The Cancer Family Link: How Worried Should I be About Breast Cancer?
Most women know that if your mother has been diagnosed with breast cancer, you are at higher risk. But what if your mom is fine but your maternal grandmother died of breast cancer in her 30s? What if your maternal aunt died of breast cancer in her 40s? Are you at risk even if your mom is cancer-free? Or what if your dad has prostate cancer – does that matter? Dr. Michelle Walters, a Medical Director of Breast Imaging and a board certified MRI and mammography radiologist at RAYUS Radiology in Texas, gets questions like these all the time. Family history can be a strong predictor, not just for breast cancer, but for pancreatic, ovarian, prostate and colon cancer.
The technical term is familial syndrome or familial cancer. Scientists have been able to connect the dots between certain types of cancer that have a hereditary link. The genetics can be a predictor, but they aren’t a guarantee. For example, Dr. Walters says, “Just because you have the breast cancer gene does not mean you’re going to get breast cancer. It just means you’re at higher risk of getting breast cancer.” Here is research to back her up:
- Inherited gene mutations account for only 5-10 percent of all breast cancers diagnosed in women in the U.S. –American Cancer Society
- Only about 13 percent of women diagnosed have a first-degree female relative (mother, sister or daughter) with breast cancer. –The Lancet
What can you do?
Understanding your family history is the first step. Passing that information on to your doctor is the crucial second step. Once you share your family history your doctor will be on the lookout for familial cancers. In the case of breast cancer, to be certain whether you are a carrier requires genetic testing. The genetic counselor looks for an abnormality in your gene that indicates BRCA1 or BRCA2.
Think it will be too stressful to get the genetic results? After researching women who went through BRCA testing, NIH’s National Cancer Institute found that both patients who were carriers of the BRCA gene and those who were not showed low levels of psychological distress in the long term from knowing the results. It might seem scary to take that step, but if you are armed with the best information, you can make the best choices about your health.
Monitoring with MRI
If you have an elevated risk of developing breast cancer, you have options. Some women with the BRCA2 gene opt for a mastectomy. Actress Angelina Jolie spoke publicly about her decision to have a bilateral mastectomy after her doctors told her she had an 87 percent risk of breast cancer. Other women decide to take preventative steps by closely monitoring their breasts with routine imaging.
When asked if breast MRI is a good way to screen for breast cancer, Dr. Walters says, “Absolutely! MRI is the most sensitive test we have for breast imaging. It’s a great test because it’s 98-99 percent sensitive for breast cancers.” For high-risk women, getting an annual breast MRI is the best way to look into the tissue of your breast and make comparisons from year to year.

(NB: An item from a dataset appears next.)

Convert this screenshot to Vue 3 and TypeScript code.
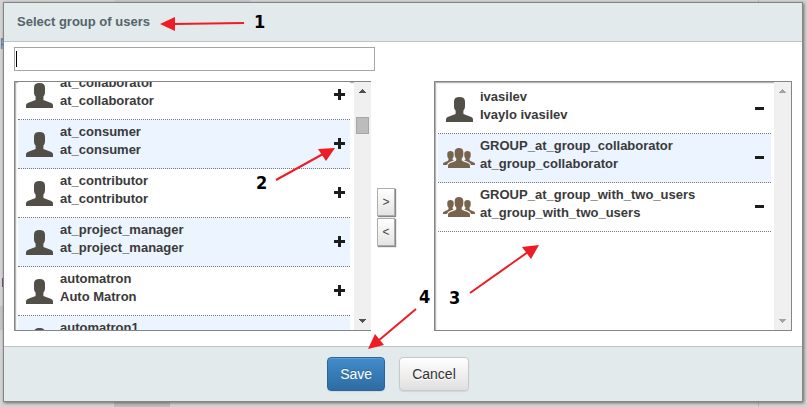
<script setup lang="ts">
import { onMounted, ref } from 'vue'

interface Authority {
  name: string
  label: string
  kind: 'user' | 'group'
}

const available = ref<Authority[]>([
  { name: 'at_collaborator', label: 'at_collaborator', kind: 'user' },
  { name: 'at_consumer', label: 'at_consumer', kind: 'user' },
  { name: 'at_contributor', label: 'at_contributor', kind: 'user' },
  { name: 'at_project_manager', label: 'at_project_manager', kind: 'user' },
  { name: 'automatron', label: 'Auto Matron', kind: 'user' },
  { name: 'automatron1', label: 'automatron1', kind: 'user' },
])

const selected = ref<Authority[]>([
  { name: 'ivasilev', label: 'Ivaylo ivasilev', kind: 'user' },
  { name: 'GROUP_at_group_collaborator', label: 'at_group_collaborator', kind: 'group' },
  { name: 'GROUP_at_group_with_two_users', label: 'at_group_with_two_users', kind: 'group' },
])

const panes = [
  { id: 'source', items: available, action: 'Add' },
  { id: 'target', items: selected, action: 'Remove' },
]

const query = ref('')
const root = ref<HTMLElement | null>(null)

onMounted(() => {
  const list = root.value?.querySelector('.pane-source .rows')
  if (list) list.scrollTop = 14
})
</script>

<template>
  <div ref="root" class="page">
    <div class="backdrop" aria-hidden="true">
      <span class="tab tab-top"></span>
      <span class="tab tab-bottom"></span>
      <span class="rule"></span>
      <span class="shade"></span>
      <span class="mark mark-blue">p</span>
      <span class="mark mark-purple"></span>
    </div>

    <section class="dialog" role="dialog" aria-labelledby="dialog-title">
      <header class="head">
        <h1 id="dialog-title">Select group of users</h1>
      </header>

      <div class="body">
        <div class="search">
          <input v-model="query" type="text" aria-label="Search users" />
          <span class="caret"></span>
        </div>

        <div class="picker">
          <div v-for="pane in panes" :key="pane.id" class="pane" :class="'pane-' + pane.id">
            <ul class="rows">
              <li v-for="item in pane.items.value" :key="item.name" class="row">
                <span class="avatar">
                  <svg v-if="item.kind === 'user'" width="27" height="25" viewBox="0 0 27 25">
                    <path
                      fill="#524e48"
                      d="M13.500 0C10 0 8 1.400 8 4.500V9c0 2 .6 3.500 1.600 4.500V17L3 19.400C1 20.200 0 21 0 22.500V25h27v-2.500c0-1.500-1-2.300-3-3.100L17.400 17v-3.500c1-1 1.600-2.500 1.600-4.500V4.500C19 1.400 17 0 13.500 0z"
                    />
                  </svg>
                  <svg v-else width="32" height="20" viewBox="0 0 32 20">
                    <g fill="#78634c">
                      <path
                        d="M16 0c-2.800 0-4.300 1.400-4.300 4v2.500c0 1.600.6 3 1.600 4v1.700c-.8 1.100-2.300 1.700-4.500 2.300C6.600 15.200 5 16 5 17.800V20h22v-2.200c0-1.800-1.600-2.600-3.800-3.300-2.200-.6-3.700-1.200-4.500-2.300v-1.700c1-1 1.600-2.400 1.600-4V4c0-2.600-1.500-4-4.300-4z"
                      />
                      <path
                        d="M7.500 3C5.500 3 4.300 4 4.300 5.800v2c0 1.100.5 2.200 1.200 2.800v1.500c-.6 1-1.700 1.400-3.200 1.900C.8 14.500 0 15 0 16.200V17h4c.5-1.800 2-2.900 4.500-3.700l2.300-.8-1.300-1.100v-.8c.8-.7 1.200-1.700 1.200-2.800v-2C10.700 4 9.500 3 7.500 3z"
                      />
                      <path
                        d="M24.500 3c2 0 3.200 1 3.200 2.800v2c0 1.100-.5 2.200-1.200 2.800v1.500c.6 1 1.700 1.400 3.200 1.900 1.500.5 2.300 1 2.300 2.200V17h-4c-.5-1.800-2-2.900-4.500-3.700l-2.300-.8 1.300-1.100v-.8c-.8-.7-1.200-1.700-1.200-2.800v-2C21.300 4 22.500 3 24.500 3z"
                      />
                    </g>
                  </svg>
                </span>
                <span class="who">
                  <span>{{ item.name }}</span>
                  <span>{{ item.label }}</span>
                </span>
                <button type="button" class="act" :aria-label="pane.action + ' ' + item.name">
                  <svg v-if="pane.id === 'source'" width="11" height="11" viewBox="0 0 11 11">
                    <path fill="#1c1c1c" d="M4 0h3v4h4v3H7v4H4V7H0V4h4z" />
                  </svg>
                  <svg v-else width="11" height="11" viewBox="0 0 11 11">
                    <path fill="#1c1c1c" d="M0 4h9v3H0z" />
                  </svg>
                </button>
              </li>
            </ul>
            <div class="scrollbar" aria-hidden="true">
              <svg class="step" width="17" height="17" viewBox="0 0 17 17" shape-rendering="crispEdges">
                <path d="M8 7h1v1h1v1h1v1h1v1H5v-1h1V9h1V8h1z" />
              </svg>
              <span class="thumb"></span>
              <svg class="step" width="17" height="17" viewBox="0 0 17 17" shape-rendering="crispEdges">
                <path d="M5 6h7v1h-1v1h-1v1H9v1H8V9H7V8H6V7H5z" />
              </svg>
            </div>
          </div>

          <div class="movers">
            <button type="button" aria-label="Move right">&gt;</button>
            <button type="button" aria-label="Move left">&lt;</button>
          </div>
        </div>
      </div>

      <footer class="foot">
        <button type="button" class="btn primary">Save</button>
        <button type="button" class="btn">Cancel</button>
      </footer>
    </section>

    <svg class="callouts" width="807" height="407" viewBox="0 0 807 407">
      <g stroke="#ee1c25" stroke-width="2">
        <path d="M244 23L174 24M276 180L323 154M470 293L528 252M416 309L378 341" />
      </g>
      <g fill="#ee1c25">
        <path d="M160 24l15-7v14zM335 148l-17 1 8 12zM539 245l-17 2 9 12zM368 349l7-15 9 11z" />
      </g>
      <g class="digits">
        <text x="254" y="28">1</text>
        <text x="256" y="189">2</text>
        <text x="449" y="304">3</text>
        <text x="419" y="303">4</text>
      </g>
    </svg>
  </div>
</template>

<style>
body {
  background: #d4d4d4;
}
</style>

<style scoped>
.page {
  position: relative;
  min-height: 100vh;
  box-sizing: border-box;
  padding: 2px 4px 4px 3px;
  overflow: hidden;
  font-family: 'Liberation Sans', Arial, sans-serif;
}

.backdrop {
  position: absolute;
  inset: 0;
  overflow: hidden;
}

.backdrop span {
  position: absolute;
}

.tab-top {
  left: 114px;
  top: 0;
  width: 136px;
  height: 3px;
  background: #cacaca;
}

.tab-bottom {
  left: 114px;
  bottom: 0;
  width: 56px;
  height: 5px;
  background: #bebebe;
}

.rule {
  left: 758px;
  top: 0;
  bottom: 0;
  width: 1px;
  background: #bdbdbd;
}

.shade {
  left: 0;
  top: 306px;
  width: 3px;
  height: 24px;
  background: #c4c4c4;
}

.mark-blue {
  left: 0;
  top: 32px;
  font-size: 14px;
  line-height: 18px;
  color: #4f7fae;
}

.mark-purple {
  left: 2px;
  top: 278px;
  width: 1px;
  height: 9px;
  background: #80508c;
}

.dialog {
  position: relative;
  border: 1px solid #858585;
  background: #fff;
  box-shadow: 1px 1px 3px rgba(0, 0, 0, 0.5);
}

.head {
  padding: 10px 13px;
  background: #e2eaeb;
  border-bottom: 1px solid #bfc3c4;
}

.head h1 {
  margin: 0;
  font-size: 13px;
  line-height: 18px;
  color: #56636b;
}

.body {
  padding: 5px 10px 15px;
}

.search {
  position: relative;
  margin-bottom: 10px;
}

.search input {
  display: block;
  width: 361px;
  max-width: 100%;
  height: 24px;
  box-sizing: border-box;
  padding: 2px;
  border: 1px solid #a5a5a5;
  background: #fff;
  outline: none;
  font: 13px 'Liberation Sans', Arial, sans-serif;
}

.caret {
  position: absolute;
  left: 2px;
  top: 4px;
  width: 1px;
  height: 16px;
  background: #000;
}

.picker {
  display: grid;
  grid-template-columns: 1fr 62px 1fr;
}

.pane {
  display: flex;
  height: 250px;
  box-sizing: border-box;
  border: 1px solid #858585;
  box-shadow: inset 1px 1px 0 #b4b4b4, inset 2px 2px 0 #f0f0f0;
  grid-row: 1;
}

.pane-source {
  grid-column: 1;
  margin-right: 1px;
  border-right: 0;
}

.pane-target {
  grid-column: 3;
}

.rows {
  flex: 1;
  min-width: 0;
  margin: 0;
  padding: 3px;
  overflow-y: auto;
  scrollbar-width: none;
  list-style: none;
}

.pane-source .rows {
  padding-right: 4px;
}

.row {
  display: flex;
  height: 48px;
  background: #fff;
  border-bottom: 1px dotted #777;
}

.row:nth-child(even) {
  background: #ebf4ff;
}

.avatar {
  display: flex;
  flex: none;
  align-items: center;
  justify-content: center;
  width: 42px;
}

.who {
  display: flex;
  flex: 1;
  min-width: 0;
  flex-direction: column;
  padding-top: 3px;
  font-size: 13px;
  font-weight: bold;
  line-height: 18px;
  color: #3a3a3a;
  white-space: nowrap;
}

.act {
  display: flex;
  flex: none;
  align-items: center;
  justify-content: center;
  width: 21px;
  padding: 0 0 2px;
  border: 0;
  background: none;
  cursor: pointer;
}

.scrollbar {
  display: flex;
  flex: none;
  flex-direction: column;
  justify-content: space-between;
  width: 17px;
  background: #f0f0f0;
}

.step {
  display: block;
  fill: #505050;
}

.thumb {
  box-sizing: border-box;
  height: 17px;
  margin: 18px 2px auto;
  border: 1px solid #a6a6a6;
  background: #bcbcbc;
}

.pane-target .step {
  fill: #a3a3a3;
}

.pane-target .thumb {
  display: none;
}

.movers {
  display: flex;
  grid-column: 2;
  grid-row: 1;
  flex-direction: column;
  align-items: flex-start;
  justify-content: center;
  gap: 2px;
  padding: 22px 0 0 5px;
}

.movers button {
  width: 18px;
  height: 28px;
  padding: 0;
  border: 1px solid #adadad;
  background: linear-gradient(#fff, #e4e4e4);
  box-shadow: 1px 1px 1px #888;
  font: 12px 'Liberation Sans', Arial, sans-serif;
  color: #444;
}

.foot {
  display: flex;
  justify-content: center;
  gap: 14px;
  padding: 10px 10px 10px 0;
  background: #e2eaeb;
  border-top: 1px solid #bfc3c4;
}

.btn {
  padding: 6px 12px;
  border: 1px solid #c8c8c8;
  border-radius: 4px;
  background: linear-gradient(#fff, #e0e0e0);
  box-shadow: inset 0 1px 0 rgba(255, 255, 255, 0.15), 0 1px 1px rgba(0, 0, 0, 0.08);
  font: 14px/20px 'Liberation Sans', Arial, sans-serif;
  color: #333;
  text-shadow: 0 1px 0 #fff;
}

.btn.primary {
  border-color: #2b669a;
  background: linear-gradient(#428bca, #2d6ca2);
  color: #fff;
  text-shadow: 0 -1px 0 rgba(0, 0, 0, 0.2);
}

.callouts {
  position: absolute;
  left: 0;
  top: 0;
  pointer-events: none;
}

.digits {
  font-family: 'DejaVu Sans Condensed', 'DejaVu Sans', sans-serif;
  font-size: 18px;
  font-weight: bold;
  fill: #000;
}
</style>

The American Cancer Society backs that up, recommending if you have a primary relative – a mother, sister, brother or father – with the breast cancer gene, you should get yearly MRIs. That also means monitoring your breasts at a younger age. If you have a strong family history, the National Comprehensive Cancer Network recommends that starting at age 30 you get a:
You can’t control your genes, but you can control your risk factors. If you do your hereditary homework and follow the screening guidelines, your chances of early detection are strong. When it comes to breast cancer, Dr. Walters says finding it early is key. “If you catch it really early and you treat it, then it’s curable.”